Sleep study shows daytime dozing provides key to 'nappiness'
Nappiness could become the new watchword for improving our sense of well-being, new research suggests.
Scientists have discovered a surprising link between taking short naps and happiness.
And they have coined a new word to describe the contented state that follows a brief daytime doze - "nappiness".
Psychologist Professor Richard Wiseman, from the University of Hertfordshire, said: "Previous research has shown that naps of under 30 minutes make you more focused, productive and creative, and these new findings suggest the tantalising possibility that you can also become happier by just taking a short nap.
"Similarly, longer napping is associated with several health risks and, again, this is in line with our results."
More than 1,000 people took part in the study, conducted for the Edinburgh International Science Festival which begins on Saturday.
Happiness scores were obtained from answers to psychological questions in an online survey which also asked for details of napping habits.

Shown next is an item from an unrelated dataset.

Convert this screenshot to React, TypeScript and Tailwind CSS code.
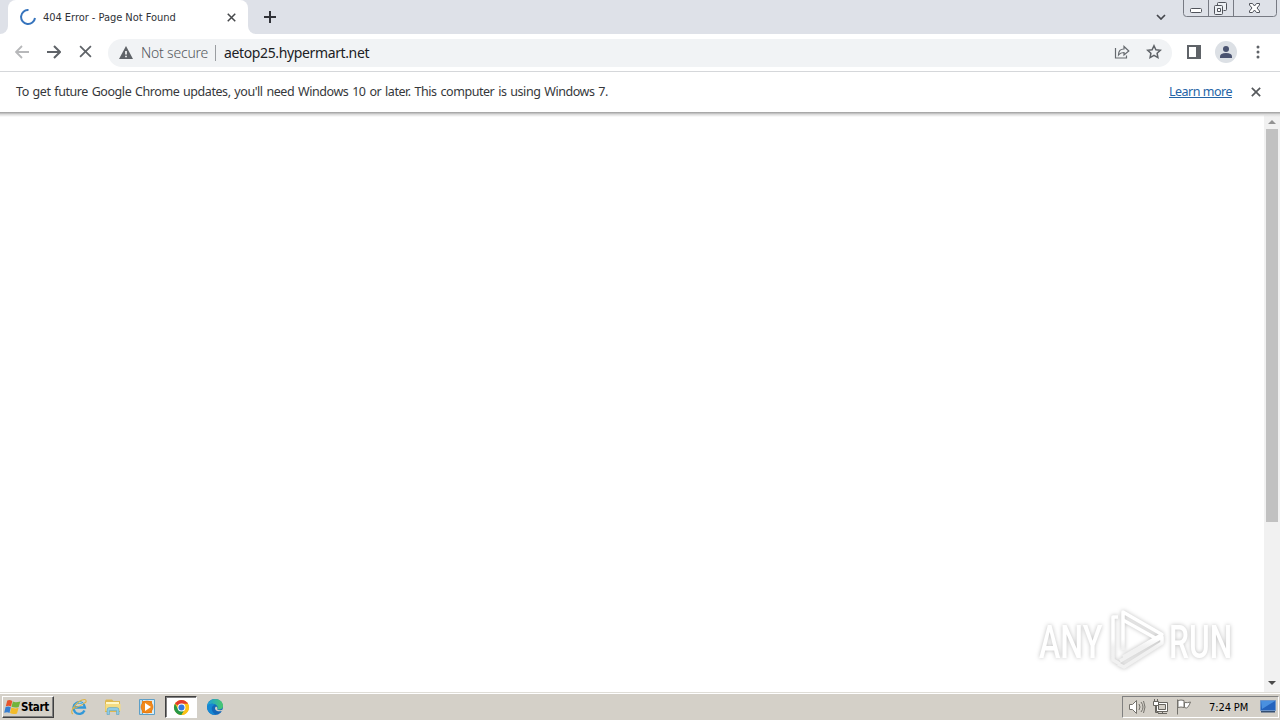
import type { ReactNode } from "react";

const quickLaunch: { id: string; icon: ReactNode; active?: boolean }[] = [
  { id: "ie", icon: <ExplorerIcon /> },
  { id: "files", icon: <FolderIcon /> },
  { id: "player", icon: <PlayerIcon /> },
  { id: "chrome", icon: <ChromeIcon />, active: true },
  { id: "edge", icon: <EdgeIcon /> },
];

function CloseIcon({ className }: { className: string }) {
  return (
    <svg viewBox="0 0 12 12" className={className} fill="none" stroke="currentColor">
      <path d="M1 1l10 10M11 1L1 11" />
    </svg>
  );
}

function ExplorerIcon() {
  return (
    <svg viewBox="0 0 18 18" className="size-[18px]" fill="none">
      <path d="M14.500 12.500A5.800 5.800 0 1 1 15 9.500H5" stroke="#3298d8" strokeWidth="2.300" />
      <path d="M5 7A5 5 0 0 1 13 6" stroke="#9edcf5" strokeWidth="1" />
      <path d="M3 16C-1 15 5 5 12 2c4-1.500 5 .5 3.500 3M2 11C5 10 12 8 15.500 4" stroke="#ddb344" strokeWidth="1.100" />
    </svg>
  );
}

function FolderIcon() {
  return (
    <svg viewBox="0 0 18 18" className="size-[18px]">
      <path d="M1 3l1-1.500h6L9.500 3H16v11H1z" fill="#dfb951" />
      <path d="M2 4h13v3H2z" fill="#fff7c7" />
      <path d="M1.500 6h15v7h-15z" fill="#f4dc83" />
      <path d="M3 16.500V12q0-2.500 2.500-2.500h7q2.500 0 2.500 2.500v4.500h-2.500v-4h-7v4z" fill="#8fcbe4" stroke="#4e9bbf" strokeWidth=".5" />
    </svg>
  );
}

function PlayerIcon() {
  return (
    <svg viewBox="0 0 18 18" className="size-[18px]">
      <path d="M1.500 1.500h12v15h-12z" fill="#b9dced" stroke="#5d9fc7" />
      <path d="M4.500 1.500h12v15h-12z" fill="#d8edf6" stroke="#5d9fc7" />
      <path d="M4 3h10v12H4z" fill="#f28a1b" />
      <circle cx="9" cy="9" r="6" fill="#f28a1b" stroke="#d66c10" strokeWidth=".6" />
      <path d="M7 5v8l6-4z" fill="#fff" />
    </svg>
  );
}

function ChromeIcon() {
  return (
    <svg viewBox="0 0 18 18" className="size-[17px]">
      <circle cx="9" cy="9" r="8" fill="#fbc116" />
      <path d="M9 9L2.100 5A8 8 0 0 1 15.900 5z" fill="#e33b2e" />
      <path d="M2.100 5A8 8 0 0 0 9 17l3.500-6H5.600z" fill="#279847" />
      <path d="M9 5h6.900A8 8 0 0 1 9 17l3.500-6z" fill="#fbc116" />
      <circle cx="9" cy="9" r="4.200" fill="#fff" />
      <circle cx="9" cy="9" r="3.200" fill="#3478df" />
    </svg>
  );
}

function EdgeIcon() {
  return (
    <svg viewBox="0 0 18 18" className="size-[18px]">
      <defs>
        <linearGradient id="edgeTop" x1="0" x2="1">
          <stop stopColor="#1a9ee0" />
          <stop offset="1" stopColor="#4ac96b" />
        </linearGradient>
      </defs>
      <circle cx="9" cy="9" r="8" fill="#1367b8" />
      <path d="M1 8.500C1.500 4 5 1 9 1c5 0 8 3 8 7 0 3-3 4-6 3 .8-.8.9-2 .2-3C9 5 3.500 5 1 8.500z" fill="url(#edgeTop)" />
      <path d="M10 8.500c-2.500 2 0 6 5.700 4.500L18 12v-1c-2 1.500-5 1.500-7 .2.700-.7.500-2-1-2.700z" fill="#d4d0c8" />
      <path d="M1 9c1-4 6-4 8-2-5 1-4 7 1 10-5 0-9-3-9-8z" fill="#1688d3" />
    </svg>
  );
}

function WindowsFlag() {
  return (
    <svg viewBox="0 0 17 16" className="h-4 w-[17px] shrink-0">
      <path d="M3.300 1.500C5 .5 6.500 1 8.300 2L7 7.500C5.200 6.500 4 6.500 1.800 7.300z" fill="#e7542b" />
      <path d="M8.900 2.500c2 1.300 4.500.8 7.500 0L14.700 8c-2 .9-5 .8-7.200-.2z" fill="#71b43b" />
      <path d="M1.600 8.100c2-.9 3.500-.8 5.200.2L5.500 14C4 13 2.500 13 .2 13.800z" fill="#367ed1" />
      <path d="M7.400 8.600c2 1 5 1 7.200.2L13 14.500c-2.500.9-5 .7-7-.5z" fill="#f3bb29" />
    </svg>
  );
}

function TabStrip() {
  return (
    <div className="flex h-[34px] items-start bg-[#dee1e8]">
      <div className="flex h-[34px] w-2 items-end bg-white">
        <div className="h-full w-full rounded-br-lg bg-[#dee1e8]" />
      </div>
      <div className="bg-[#dee1e8]">
        <div className="flex h-[34px] w-60 items-center rounded-t-lg bg-white pl-3">
          <svg viewBox="0 0 16 16" className="size-4 shrink-0" fill="none" stroke="#3674bd" strokeWidth="2">
            <path d="M8.500 1A7 7 0 1 0 15 9" />
          </svg>
          <span className="ml-[7px] w-[184px] whitespace-nowrap pt-0.5 font-['DejaVu_Sans_Condensed','DejaVu_Sans',sans-serif] text-[11px] tracking-[-0.040px] text-[#303238]">
            404 Error - Page Not Found
          </span>
          <CloseIcon className="size-[9px] shrink-0 stroke-[2] text-[#45474a]" />
        </div>
      </div>
      <div className="h-[34px] w-2 bg-white">
        <div className="h-full rounded-bl-lg bg-[#dee1e8]" />
      </div>
      <svg viewBox="0 0 12 12" className="ml-2 mt-[11px] size-3" stroke="#303238" strokeWidth="2">
        <path d="M6 0v12M0 6h12" />
      </svg>
      <svg viewBox="0 0 10 6" className="ml-auto mr-[17px] mt-[14px] h-1.5 w-2.5" fill="none" stroke="#45474d" strokeWidth="1.700">
        <path d="M1 1l4 4 4-4" />
      </svg>
      <svg viewBox="0 0 94 17" className="mr-[3px] h-[17px] w-[94px]" fill="none" stroke="#777a83">
        <path d="M.5 0v13.500q0 3 3 3h87q3 0 3-3V0M25.500 0v16M50.500 0v16" />
        <rect x="7.500" y="8.500" width="11" height="4" rx="1" fill="#fff" stroke="#50535b" />
        <g stroke="#50535b">
          <path d="M34.500 5V3.500q0-1 1-1h7q1 0 1 1v6q0 1-1 1h-2" fill="#edf0f4" />
          <rect x="31.500" y="5.500" width="8" height="9" rx="1" fill="#edf0f4" />
          <path d="M34.500 8.500h3v3h-3z" fill="#fff" />
          <path d="M66.500 3.500h3l2 2.500 2-2.500h3v1.500L74 8l2.500 3v1.500h-3l-2-2.500-2 2.500h-3V11L69 8l-2.500-3z" fill="#fff" />
        </g>
      </svg>
    </div>
  );
}

function Toolbar() {
  return (
    <div className="flex h-[38px] items-center border-b border-[#d5d7da] bg-white pl-[15px] text-[#5f6368]">
      <svg viewBox="0 0 14 14" className="mb-0.5 size-[14px] text-[#b7b8ba]" fill="none" stroke="currentColor" strokeWidth="1.800">
        <path d="M14 7H1M7 1L1 7l6 6" />
      </svg>
      <svg viewBox="0 0 14 14" className="mb-0.5 ml-[18px] size-[14px]" fill="none" stroke="currentColor" strokeWidth="2">
        <path d="M0 7h13M7 1l6 6-6 6" />
      </svg>
      <CloseIcon className="mb-0.5 ml-[18px] size-[13px] stroke-[1.6]" />
      <div className="ml-4 flex h-7 w-[1064px] items-center rounded-full bg-[#f1f3f5] pl-[11px]">
        <svg viewBox="0 0 14 13" className="mb-px h-[13px] w-[14px]">
          <path d="M7 0l7 13H0z" fill="#5f6368" />
          <path d="M6.200 5h1.600v3.500H6.200zM6.200 9.700h1.600v1.500H6.200z" fill="#fff" />
        </svg>
        <span className="ml-2 w-[75px] whitespace-nowrap border-r border-[#9a9da1] font-['Noto_Sans',sans-serif] text-[14px] leading-4 font-light tracking-[-0.200px] text-[#55585d]">
          Not secure
        </span>
        <span className="ml-2 whitespace-nowrap font-['Noto_Sans',sans-serif] text-[14px] leading-4 tracking-[-0.370px] text-[#202124]">
          aetop25.hypermart.net
        </span>
        <svg viewBox="0 0 16 14" className="mb-0.5 ml-auto h-[14px] w-4" fill="none" stroke="#666a6f" strokeWidth="1.200">
          <path d="M1.500 3v10h11V10.500M4.500 10c0-4 2-6 5.500-6V1.500L14.800 6 10 10V7.500c-2.500 0-4 .5-5.500 2.500z" />
        </svg>
        <svg viewBox="0 0 16 16" className="mb-0.5 ml-4 mr-2.5 size-4" fill="none" stroke="#5f6368" strokeWidth="1.500">
          <path d="M8 1.700l1.900 4 4.400.5-3.200 3 .8 4.400L8 11.400l-3.900 2.200.8-4.400-3.200-3 4.400-.5z" />
        </svg>
      </div>
      <svg viewBox="0 0 14 14" className="mb-0.5 ml-[15px] size-[14px]">
        <path fill="#5f6368" fillRule="evenodd" d="M0 0h14v14H0zM2 2v10h7V2z" />
      </svg>
      <svg viewBox="0 0 22 22" className="mb-0.5 ml-[14px] size-[22px]">
        <circle cx="11" cy="11" r="11" fill="#dce0e5" />
        <circle cx="11" cy="8" r="3" fill="#4a5370" />
        <path d="M5 17v-1.500q0-3.500 6-3.500t6 3.500V17z" fill="#4a5370" />
      </svg>
      <svg viewBox="0 0 4 14" className="mb-0.5 ml-[19px] h-[14px] w-1" fill="#5f6368">
        <circle cx="2" cy="2" r="1.500" />
        <circle cx="2" cy="7" r="1.500" />
        <circle cx="2" cy="12" r="1.500" />
      </svg>
    </div>
  );
}

function UpdateBar() {
  return (
    <div className="flex h-[41px] items-center bg-white pl-4 font-['Noto_Sans',sans-serif] text-[12.500px] leading-4">
      <span className="whitespace-nowrap pb-px tracking-[-0.440px] text-[#36383b] [word-spacing:1px]">
        To get future Google Chrome updates, you'll need Windows 10 or later. This computer is using Windows 7.
      </span>
      <a className="mb-px ml-auto w-[63px] whitespace-nowrap tracking-[-0.500px] text-[#2464a6] underline">Learn more</a>
      <CloseIcon className="mb-px ml-[19px] mr-[19px] size-[10px] stroke-[2] text-[#56595c]" />
    </div>
  );
}

// Pale logo in the lower right corner of the page
function Watermark() {
  return (
    <svg
      viewBox="0 0 210 64"
      className="absolute bottom-[19px] right-[32px] h-16 w-[210px] overflow-visible drop-shadow-[0_0_2px_rgba(0,0,0,0.26)]"
      fill="none"
      stroke="url(#markFill)"
    >
      <defs>
        <linearGradient id="markFill" gradientUnits="userSpaceOnUse" x1="0" y1="30" x2="0" y2="38">
          <stop stopColor="#ffffff" />
          <stop offset="1" stopColor="#f1f1f1" />
        </linearGradient>
      </defs>
      <g fill="url(#markFill)" stroke="none" fontFamily="Roboto, sans-serif" fontSize="46" fontWeight="500">
        <text transform="translate(1 49) scale(.7 1)">ANY</text>
        <text transform="translate(131 49) scale(.69 1)">RUN</text>
      </g>
      <g strokeWidth="3.500" strokeLinejoin="round">
        <path d="M85 41V3l39 22.500L85 48M80 8h-5v43l7 4" />
        <path d="M85 11l34 19M82 52l42-24v6L86 58l-6-3" />
      </g>
    </svg>
  );
}

function PageView() {
  return (
    <div className="relative flex h-[579px] justify-end bg-white">
      <div className="flex w-4 flex-col items-center bg-[#f1f1f1]">
        <svg viewBox="0 0 16 16" className="size-4" fill="#929292">
          <path d="M4 11h8L8 7z" />
        </svg>
        <div className="h-[393px] w-3 bg-[#c1c1c1]" />
        <svg viewBox="0 0 16 17" className="mt-auto h-[17px] w-4" fill="#4b4b4b">
          <path d="M4 6h8l-4 4z" />
        </svg>
      </div>
      <div className="absolute inset-x-0 -top-px h-[5px] bg-linear-to-b from-[#9c9c9c] via-[#dcdcdc] to-transparent" />
      <Watermark />
    </div>
  );
}

function Taskbar() {
  return (
    <div className="flex h-7 items-start border-t border-[#dfddd7] bg-[#d4d0c8] shadow-[inset_0_1px_white]">
      <button className="ml-0.5 mt-[3px] flex h-[22px] w-[52px] items-center border border-t-white border-r-[#404040] border-b-[#404040] border-l-white pl-px shadow-[inset_-1px_-1px_#808080] font-['DejaVu_Sans_Condensed','DejaVu_Sans',sans-serif] text-[11.500px] font-bold tracking-[-0.280px] text-black">
        <WindowsFlag />
        <span className="pt-0.5">Start</span>
      </button>
      <div className="ml-2 mt-[3px] flex">
        {quickLaunch.map((item) => (
          <div
            key={item.id}
            className={
              item.active
                ? "mx-px flex h-[22px] w-8 items-center justify-center border border-t-[#404040] border-r-white border-b-white border-l-[#404040] bg-white shadow-[inset_1px_1px_#808080]"
                : "flex h-[22px] w-[34px] items-center justify-center"
            }
          >
            {item.icon}
          </div>
        ))}
      </div>
      <div className="ml-auto mr-px mt-[3px] flex h-[22px] w-[157px] items-center border border-t-[#808080] border-r-white border-b-white border-l-[#808080] pl-[5px]">
        <svg viewBox="0 0 18 16" className="h-4 w-[18px]" fill="none" stroke="#74726c">
          <path d="M1.500 5.500h3l4-4v13l-4-4h-3z" fill="#fff" />
          <path d="M11 5q2 3 0 6M13 3q4 5 0 10M15.500 2q3 6 0 12" />
        </svg>
        <svg viewBox="0 0 17 16" className="ml-[6px] h-4 w-[17px]" fill="none" stroke="#67655f">
          <path d="M4.500 3.500h11v9h-11z" fill="#fff" />
          <path d="M6.500 5.500h7v5h-7z" fill="#d4d0c8" />
          <path d="M10.500 13v1.500M6 14.500h9" />
          <path d="M1.500 2.500h5v4h-5zM2.500 0v2.500M5.500 0v2.500" fill="#fff" />
          <path d="M3.500 7v6.500h3" />
        </svg>
        <svg viewBox="0 0 16 16" className="ml-[7px] size-4" fill="#fff" stroke="#74726c">
          <path d="M1.500 .5v15M2 1.500q3-1 6 0v7q-3-1-6 0zM8.500 3.500q3 .5 6-.5-1 3-3 5.500-1 1-3 0z" />
        </svg>
        <span className="ml-[17px] w-[41px] whitespace-nowrap pt-0.5 font-['DejaVu_Sans_Condensed','DejaVu_Sans',sans-serif] text-[11px] tracking-[-0.100px] text-black">
          7:24 PM
        </span>
        <svg viewBox="0 0 16 14" className="ml-auto mr-[2px] h-[14px] w-4 shrink-0">
          <path d="M.5 .5h15v10H.5z" fill="#2463bd" stroke="#6d95c9" />
          <path d="M1 1h14L2 9z" fill="#4a90df" />
          <path d="M1 11h14v1.500H1z" fill="#344f72" />
        </svg>
      </div>
    </div>
  );
}

export default function App() {
  return (
    <div className="h-[720px] w-[1280px] overflow-hidden bg-white">
      <TabStrip />
      <Toolbar />
      <UpdateBar />
      <PageView />
      <Taskbar />
    </div>
  );
}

The findings showed evidence of a significant association between short naps and happiness.
Among the participants, short nappers who dozed for less than 30 minutes at a time were more likely to be happy than either "long nappers" or "no nappers".
Two thirds (66%) of short nappers reported feeling happy compared with 56% of long nappers and 60% of those who never napped.
Short nappers had an average happiness score of 3.67 on a five-point scale, no-nappers 3.52 and long-nappers 3.44.
The research also showed that 43% of participants aged 18 to 30 were taking long naps during the day, compared with just 30% of those over 50.
Only 11% said they were allowed to take naps at work.
Prof Wiseman said: "A large body of research shows that short naps boost performance. Many highly successful companies, such as Ben & Jerry's and Google, have installed dedicated nap spaces, and employees need to wake up to the upside of napping at work."
Festival director Amanda Tyndall said: "Based on Richard's findings, we'll take a look at whether we should introduce a napping policy at the Science Festival."
Napping for just 20 to 30 minutes is said to improve creativity, focus and performance.
One study carried out by the American space agency Nasa on sleepy military pilots found that taking a 26-minute nap while the co-pilot was in control boosted alertness by 54%.
On the other hand, frequent hour-long naps are associated with an 82% increase in the risk of heart disease.
Former prime ministers Sir Winston Churchill and Margaret Thatcher both claimed to have slept just four hours a night, but took regular daytime naps.